Key Decisions for Investors

  • Establish a 2–3% notional short position in EWU (iShares MSCI United Kingdom ETF) vs a 2–3% long position in SPY for 3–6 months to capture expected UK domestic underperformance; trim if EWU outperforms SPY by 5% or if Reform polling drops >5 percentage points in 60 days.
  • Purchase a 1-month ATM GBPUSD straddle sized to 0.5% NAV if 1-month GBPUSD implied volatility is below 8%; unwind after 30 days or after a realized move ≥1.5% in GBPUSD, whichever comes first.

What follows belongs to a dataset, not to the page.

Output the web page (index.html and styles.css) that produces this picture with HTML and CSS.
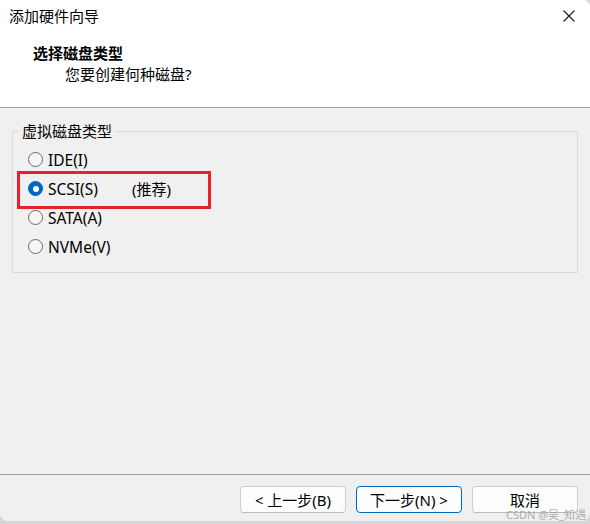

  • Overweight FTSE 100 large-cap exporters by 2–3% (example longs: BP.L, RDSA.L) for a 3–6 month horizon to benefit from potential GBP weakness; set profit target at +8% and stop-loss at -6% per position.
  • Reduce exposure to UK domestic small-caps/FTSE 250 by 3–5% immediately; reallocate into global cyclicals or gold (GLD) if UK 10y gilt yield rises >30bp from today’s level or if GBPUSD falls >3% in 30 days.
  • Trigger monitoring/action rule: if three additional Conservative defections occur or Reform polling exceeds 15% nationally within 60 days, increase hedges (raise GBP put exposure to 1% NAV and increase EWU short to 4% notional).